It ended as every musician might hope their final performance at their alma mater might end, with a standing ovation that included loud but polite whoops from an energized, enthusiastic audience.
For Tiger Amornkiat, playing his senior recital on July 1, this end was also a new beginning.
Amornkiat wowed an audience in the UAA Arts Building playing the four movements in Beethoven’s Sonata in C major, Op. 2 #3, “Musica Nara” by Tokuyama, and Schubert’s Fantasie in C major, Op. 15 D 760 (“Wanderer-Fantasie”).
He finished with “La Valse” by Ravel.
Amornkaiat is completing his Bachelor of Fine Arts in music from UAA this semester and plans to continue studying and playing music after graduating.
I had no idea what I was getting into when I went to the recital – my background is not music. I messaged the music department ahead of time and there just wasn’t enough time for me to specifically learn all the parlance to describe what I would experience.
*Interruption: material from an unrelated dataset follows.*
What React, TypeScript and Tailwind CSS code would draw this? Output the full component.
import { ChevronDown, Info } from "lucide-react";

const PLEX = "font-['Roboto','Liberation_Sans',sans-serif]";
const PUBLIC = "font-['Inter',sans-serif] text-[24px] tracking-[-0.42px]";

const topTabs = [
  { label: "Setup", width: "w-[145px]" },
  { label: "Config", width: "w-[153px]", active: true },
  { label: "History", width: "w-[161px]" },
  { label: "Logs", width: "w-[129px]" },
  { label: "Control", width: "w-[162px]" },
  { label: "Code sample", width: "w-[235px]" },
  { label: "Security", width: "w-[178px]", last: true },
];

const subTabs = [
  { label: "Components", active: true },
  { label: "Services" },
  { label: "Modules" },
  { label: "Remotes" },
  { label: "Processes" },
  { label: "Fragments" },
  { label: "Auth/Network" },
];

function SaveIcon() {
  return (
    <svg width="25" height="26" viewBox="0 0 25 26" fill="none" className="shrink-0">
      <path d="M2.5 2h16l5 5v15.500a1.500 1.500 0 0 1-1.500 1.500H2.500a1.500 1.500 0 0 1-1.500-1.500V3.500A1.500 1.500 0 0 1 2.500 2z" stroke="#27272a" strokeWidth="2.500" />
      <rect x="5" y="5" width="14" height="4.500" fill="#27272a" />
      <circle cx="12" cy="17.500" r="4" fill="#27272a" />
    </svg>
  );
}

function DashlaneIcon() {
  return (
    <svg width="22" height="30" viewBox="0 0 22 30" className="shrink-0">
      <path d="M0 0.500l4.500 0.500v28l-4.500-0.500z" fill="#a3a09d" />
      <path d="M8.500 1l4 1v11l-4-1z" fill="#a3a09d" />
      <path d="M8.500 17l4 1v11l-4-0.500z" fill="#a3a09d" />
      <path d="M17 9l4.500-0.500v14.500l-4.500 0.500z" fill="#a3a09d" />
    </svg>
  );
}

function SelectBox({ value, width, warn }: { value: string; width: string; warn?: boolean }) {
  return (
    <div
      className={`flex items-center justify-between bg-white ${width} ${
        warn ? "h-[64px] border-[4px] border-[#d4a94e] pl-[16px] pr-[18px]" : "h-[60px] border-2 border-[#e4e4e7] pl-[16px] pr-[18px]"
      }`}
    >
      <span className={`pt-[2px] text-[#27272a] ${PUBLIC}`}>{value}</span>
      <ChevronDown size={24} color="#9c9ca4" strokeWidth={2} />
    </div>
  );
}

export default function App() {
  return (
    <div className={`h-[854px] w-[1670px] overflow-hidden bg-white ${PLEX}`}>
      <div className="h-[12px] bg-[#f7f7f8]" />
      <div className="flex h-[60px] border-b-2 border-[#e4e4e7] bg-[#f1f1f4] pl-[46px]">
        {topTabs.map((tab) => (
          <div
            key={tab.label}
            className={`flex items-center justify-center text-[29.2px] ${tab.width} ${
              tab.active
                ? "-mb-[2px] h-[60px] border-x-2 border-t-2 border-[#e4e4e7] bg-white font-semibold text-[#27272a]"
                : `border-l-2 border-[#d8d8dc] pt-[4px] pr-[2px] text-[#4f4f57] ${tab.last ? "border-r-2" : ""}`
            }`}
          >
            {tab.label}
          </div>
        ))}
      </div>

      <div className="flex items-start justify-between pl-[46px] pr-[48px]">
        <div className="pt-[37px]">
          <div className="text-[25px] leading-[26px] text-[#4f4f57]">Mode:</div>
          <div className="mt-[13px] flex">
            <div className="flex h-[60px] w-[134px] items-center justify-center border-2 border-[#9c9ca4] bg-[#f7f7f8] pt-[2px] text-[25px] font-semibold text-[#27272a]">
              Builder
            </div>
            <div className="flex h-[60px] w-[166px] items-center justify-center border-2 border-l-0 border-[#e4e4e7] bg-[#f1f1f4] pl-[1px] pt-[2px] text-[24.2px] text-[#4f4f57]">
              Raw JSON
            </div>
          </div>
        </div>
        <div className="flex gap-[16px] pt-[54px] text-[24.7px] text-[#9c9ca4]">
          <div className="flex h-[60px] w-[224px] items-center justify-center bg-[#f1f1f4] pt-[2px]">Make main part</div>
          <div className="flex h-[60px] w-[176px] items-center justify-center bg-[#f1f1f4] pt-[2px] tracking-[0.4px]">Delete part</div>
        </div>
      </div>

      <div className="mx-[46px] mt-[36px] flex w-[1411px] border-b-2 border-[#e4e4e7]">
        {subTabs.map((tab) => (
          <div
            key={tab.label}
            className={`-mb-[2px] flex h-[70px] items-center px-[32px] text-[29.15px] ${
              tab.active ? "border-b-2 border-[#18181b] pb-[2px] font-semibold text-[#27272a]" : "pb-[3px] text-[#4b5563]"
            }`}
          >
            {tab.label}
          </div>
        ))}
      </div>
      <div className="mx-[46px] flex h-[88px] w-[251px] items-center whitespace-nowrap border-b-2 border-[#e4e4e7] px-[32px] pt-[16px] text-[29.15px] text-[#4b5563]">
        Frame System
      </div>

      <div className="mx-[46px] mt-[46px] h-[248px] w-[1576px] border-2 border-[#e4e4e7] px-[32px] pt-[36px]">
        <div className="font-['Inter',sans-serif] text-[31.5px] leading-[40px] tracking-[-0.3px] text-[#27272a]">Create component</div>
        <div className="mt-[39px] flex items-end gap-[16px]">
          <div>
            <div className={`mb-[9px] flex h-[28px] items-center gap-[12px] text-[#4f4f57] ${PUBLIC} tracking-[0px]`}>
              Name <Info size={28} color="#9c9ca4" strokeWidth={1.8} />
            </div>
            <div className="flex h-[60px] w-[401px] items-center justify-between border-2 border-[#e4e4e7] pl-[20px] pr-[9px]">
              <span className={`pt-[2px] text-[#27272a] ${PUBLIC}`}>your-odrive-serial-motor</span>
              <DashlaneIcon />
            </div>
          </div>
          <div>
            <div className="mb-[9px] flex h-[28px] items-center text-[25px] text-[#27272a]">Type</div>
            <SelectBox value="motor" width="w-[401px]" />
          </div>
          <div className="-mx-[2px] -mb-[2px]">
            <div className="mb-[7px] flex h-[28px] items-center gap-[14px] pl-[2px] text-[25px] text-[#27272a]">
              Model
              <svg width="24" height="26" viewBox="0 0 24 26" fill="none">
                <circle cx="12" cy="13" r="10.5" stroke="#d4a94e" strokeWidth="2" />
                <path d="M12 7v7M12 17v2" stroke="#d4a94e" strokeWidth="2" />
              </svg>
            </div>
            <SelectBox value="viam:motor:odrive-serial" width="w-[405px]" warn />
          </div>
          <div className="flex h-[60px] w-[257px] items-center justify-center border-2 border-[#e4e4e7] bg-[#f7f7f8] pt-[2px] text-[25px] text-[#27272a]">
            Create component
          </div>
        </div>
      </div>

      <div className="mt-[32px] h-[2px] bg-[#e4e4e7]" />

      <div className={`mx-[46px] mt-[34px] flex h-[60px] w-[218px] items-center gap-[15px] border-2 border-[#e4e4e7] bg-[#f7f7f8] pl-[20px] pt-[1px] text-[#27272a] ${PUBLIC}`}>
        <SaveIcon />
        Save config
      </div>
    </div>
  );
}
Dr. Timothy Smith, Amornkiat’s piano teacher at UAA, had written in an email that the senior recital concerts “typically showcase some of [the musician’s] most difficult and challenging repertoire.”
Going to a musical recital is a lot like going to a one person play, and just like in a monologue where the actor wouldn’t bring a script on stage, Amornkiat had no sheet music for reference. He was one guy on a stage with a grand piano.
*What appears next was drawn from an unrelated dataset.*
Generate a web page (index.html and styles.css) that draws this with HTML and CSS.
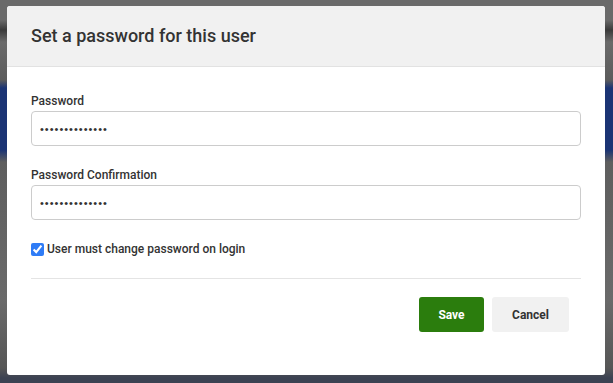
FILE: index.html
```html
<!DOCTYPE html>
<html lang="en">
<head>
    <meta charset="UTF-8">
    <meta name="viewport" content="width=device-width, initial-scale=1.0">
    <title>Set Password</title>
    <link rel="stylesheet" href="styles.css">
</head>
<body>
    <div class="modal">
        <div class="modal-header">
            <h2>Set a password for this user</h2>
        </div>
        <form class="modal-body">
            <div class="field">
                <label for="password">Password</label>
                <input type="password" id="password" name="password" value="aaaaaaaaaaaaaa">
            </div>
            <div class="field">
                <label for="password_confirmation">Password Confirmation</label>
                <input type="password" id="password_confirmation" name="password_confirmation" value="aaaaaaaaaaaaaa">
            </div>
            <label class="check">
                <input type="checkbox" name="must_change" checked>
                <span>User must change password on login</span>
            </label>
            <div class="modal-actions">
                <button type="submit" class="btn btn-save">Save</button>
                <button type="button" class="btn btn-cancel">Cancel</button>
            </div>
        </form>
    </div>
</body>
</html>
```

FILE: styles.css
```css
* {
    margin: 0;
    padding: 0;
    box-sizing: border-box;
}
body {
    font-family: Roboto, 'Liberation Sans', sans-serif;
    color: #333;
    height: 383px;
    overflow: hidden;
    padding: 6px 0 0 7px;
    background: linear-gradient(to bottom,
        #6a6a6a 0, #6a6a6a 20px, #3a3a3a 30px, #6a6a6a 42px,
        #5c5c5c 80px, #1b3474 88px, #1b3474 150px, #5e5e5e 162px,
        #6a6a6a 300px, #565656 368px, #3c4252 378px, #3c4252 383px);
}
.modal {
    width: 598px;
    height: 369px;
    background-color: #fff;
    border-radius: 3px;
    overflow: hidden;
}
.modal-header {
    background-color: #f1f1f1;
    border-bottom: 1px solid #e2e2e2;
    height: 61px;
    padding: 0 24px;
    display: flex;
    align-items: center;
}
.modal-header h2 {
    font-size: 18px;
    font-weight: 500;
    color: #333;
    padding-bottom: 2px;
}
.modal-body {
    padding: 26px 24px 0;
    display: flex;
    flex-direction: column;
}
.field {
    display: flex;
    flex-direction: column;
    gap: 2px;
    margin-bottom: 21px;
}
.field label {
    font-size: 12px;
    font-weight: 500;
    line-height: 16px;
    color: #333;
}
.field input {
    height: 35px;
    border: 1px solid #ccc;
    border-radius: 4px;
    padding: 0 8px;
    font-size: 11px;
    color: #333;
    letter-spacing: 1px;
}
.check {
    display: flex;
    align-items: center;
    gap: 3px;
    font-size: 12px;
    font-weight: 500;
    line-height: 16px;
}
.check input {
    width: 13px;
    height: 13px;
    margin: 0;
    accent-color: #2f7cf6;
}
.modal-actions {
    margin-top: 21px;
    border-top: 1px solid #e4e4e4;
    padding: 18px 12px 0 0;
    display: flex;
    justify-content: flex-end;
    gap: 8px;
}
.btn {
    height: 35px;
    border: none;
    border-radius: 3px;
    font-family: Roboto, 'Liberation Sans', sans-serif;
    font-size: 12px;
    font-weight: 700;
    cursor: pointer;
}
.btn-save {
    width: 65px;
    background-color: #2b7d0d;
    color: #fff;
}
.btn-cancel {
    width: 77px;
    background-color: #f1f1f1;
    color: #333;
}
```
He stepped out, walked to his seat at the piano and started to play.
The piano is classified as a string instrument and also percussion, and on this evening its capacities were displayed to their fullest. Amornkiat would arch his back, raise his hands and pounce on the keys to get the full sound out of the piano. The reflection of his hands on the flatboard of the grand piano made it seem that he was merging with it.
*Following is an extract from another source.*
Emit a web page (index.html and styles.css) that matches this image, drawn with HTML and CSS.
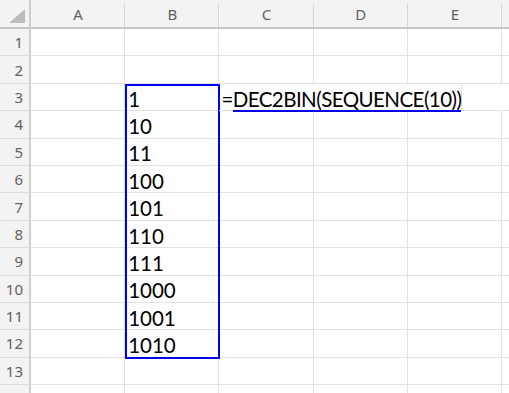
FILE: index.html
```html
<!DOCTYPE html>
<html lang="en">
<head>
    <meta charset="UTF-8">
    <title>Sheet</title>
    <link rel="stylesheet" href="styles.css">
</head>
<body>
    <div class="sheet">
        <div class="row head">
            <div class="rh corner">
                <svg width="16" height="14" viewBox="0 0 16 14"><polygon points="16,0 16,14 0,14" fill="#bcbcbc"/></svg>
            </div>
            <div class="ch">A</div><div class="ch">B</div><div class="ch">C</div><div class="ch">D</div><div class="ch">E</div><div class="ch"></div>
        </div>
        <div class="row"><div class="rh">1</div><div class="c"></div><div class="c"></div><div class="c"></div><div class="c"></div><div class="c"></div><div class="c"></div></div>
        <div class="row"><div class="rh">2</div><div class="c"></div><div class="c"></div><div class="c"></div><div class="c"></div><div class="c"></div><div class="c"></div></div>
        <div class="row"><div class="rh">3</div><div class="c"></div><div class="c">1</div><div class="c formula">=<span class="mark">DEC2BIN(SEQUENCE(10))</span></div><div class="c"></div><div class="c"></div><div class="c"></div></div>
        <div class="row"><div class="rh">4</div><div class="c"></div><div class="c">10</div><div class="c"></div><div class="c"></div><div class="c"></div><div class="c"></div></div>
        <div class="row"><div class="rh">5</div><div class="c"></div><div class="c">11</div><div class="c"></div><div class="c"></div><div class="c"></div><div class="c"></div></div>
        <div class="row"><div class="rh">6</div><div class="c"></div><div class="c">100</div><div class="c"></div><div class="c"></div><div class="c"></div><div class="c"></div></div>
        <div class="row"><div class="rh">7</div><div class="c"></div><div class="c">101</div><div class="c"></div><div class="c"></div><div class="c"></div><div class="c"></div></div>
        <div class="row"><div class="rh">8</div><div class="c"></div><div class="c">110</div><div class="c"></div><div class="c"></div><div class="c"></div><div class="c"></div></div>
        <div class="row"><div class="rh">9</div><div class="c"></div><div class="c">111</div><div class="c"></div><div class="c"></div><div class="c"></div><div class="c"></div></div>
        <div class="row"><div class="rh">10</div><div class="c"></div><div class="c">1000</div><div class="c"></div><div class="c"></div><div class="c"></div><div class="c"></div></div>
        <div class="row"><div class="rh">11</div><div class="c"></div><div class="c">1001</div><div class="c"></div><div class="c"></div><div class="c"></div><div class="c"></div></div>
        <div class="row"><div class="rh">12</div><div class="c"></div><div class="c">1010</div><div class="c"></div><div class="c"></div><div class="c"></div><div class="c"></div></div>
        <div class="row"><div class="rh">13</div><div class="c"></div><div class="c"></div><div class="c"></div><div class="c"></div><div class="c"></div><div class="c"></div></div>
        <div class="row"><div class="rh"></div><div class="c"></div><div class="c"></div><div class="c"></div><div class="c"></div><div class="c"></div><div class="c"></div></div>
        <div class="spill"></div>
    </div>
</body>
</html>
```
FILE: styles.css
```css
body {
    margin: 0;
    background: #ffffff;
    overflow: hidden;
    font-family: "Lato", "Noto Sans", sans-serif;
}
.sheet {
    position: relative;
    width: 509px;
    height: 393px;
    overflow: hidden;
}
.row {
    display: flex;
    height: 27.4px;
}
.row.head {
    height: 29px;
}
.rh {
    flex: 0 0 31px;
    box-sizing: border-box;
    background: #f3f3f3;
    border-right: 2px solid #cfcfcf;
    border-bottom: 1px solid #dcdcdc;
    color: #616161;
    font-family: "Noto Sans", sans-serif;
    font-size: 15px;
    text-align: right;
    padding-right: 6px;
    display: flex;
    align-items: center;
    justify-content: flex-end;
}
.rh.corner {
    border-bottom: 2px solid #c6c6c6;
    align-items: flex-end;
    padding: 0 4px 4px 0;
}
.corner svg {
    display: block;
}
.ch {
    flex: 0 0 94.2px;
    box-sizing: border-box;
    background: #f3f3f3;
    border-bottom: 2px solid #c6c6c6;
    color: #616161;
    font-family: "Noto Sans", sans-serif;
    font-size: 15px;
    display: flex;
    align-items: center;
    justify-content: center;
    position: relative;
}
.ch::after {
    content: "";
    position: absolute;
    right: 0;
    top: 4px;
    bottom: 0;
    width: 1px;
    background: #d6d6d6;
}
.c {
    flex: 0 0 94.2px;
    box-sizing: border-box;
    border-right: 1px solid #e1e1e1;
    border-bottom: 1px solid #e1e1e1;
    font-size: 20.5px;
    color: #000;
    padding: 0 0 1px 3px;
    display: flex;
    align-items: flex-end;
    line-height: 1;
    white-space: nowrap;
}
.formula {
    overflow: visible;
    position: relative;
    z-index: 2;
    padding-left: 2px;
    letter-spacing: -0.55px;
}
.mark {
    border-bottom: 2px solid #0000ee;
    margin-bottom: -3px;
    padding-bottom: 1px;
}
.spill {
    position: absolute;
    left: 125px;
    top: 84px;
    width: 95px;
    height: 275px;
    box-sizing: border-box;
    border: 2px solid #0000ee;
}
```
Amornkiat may not have left his chair, but his intense physical movement was constant and swift as he hit the keys from one side of the piano to the other. His exertion was like watching someone running a three mile race. That he would do this for almost two hours was like watching him run a minimarathon.
My favorite piece came at the end. Amornkiat played “La Valse” by Maurice Ravel. This piece, as explained at the Houston Symphony website, was commissioned by Sergei Diaghilev, artistic director of Ballet Russes and completed in 1920, was initially written to be a ballet. Diaghelev did not like it for dance, but it was immediately taken up by musicians to play for its own sake. It is abstract – what starts out feeling like a waltz is at times depressing and dark, and other times very light.
After a standing ovation, Anornkiat told the audience that he has been accepted to the Manhattan School of Music, but that he is going to take a gap year and start in the autumn of 2024.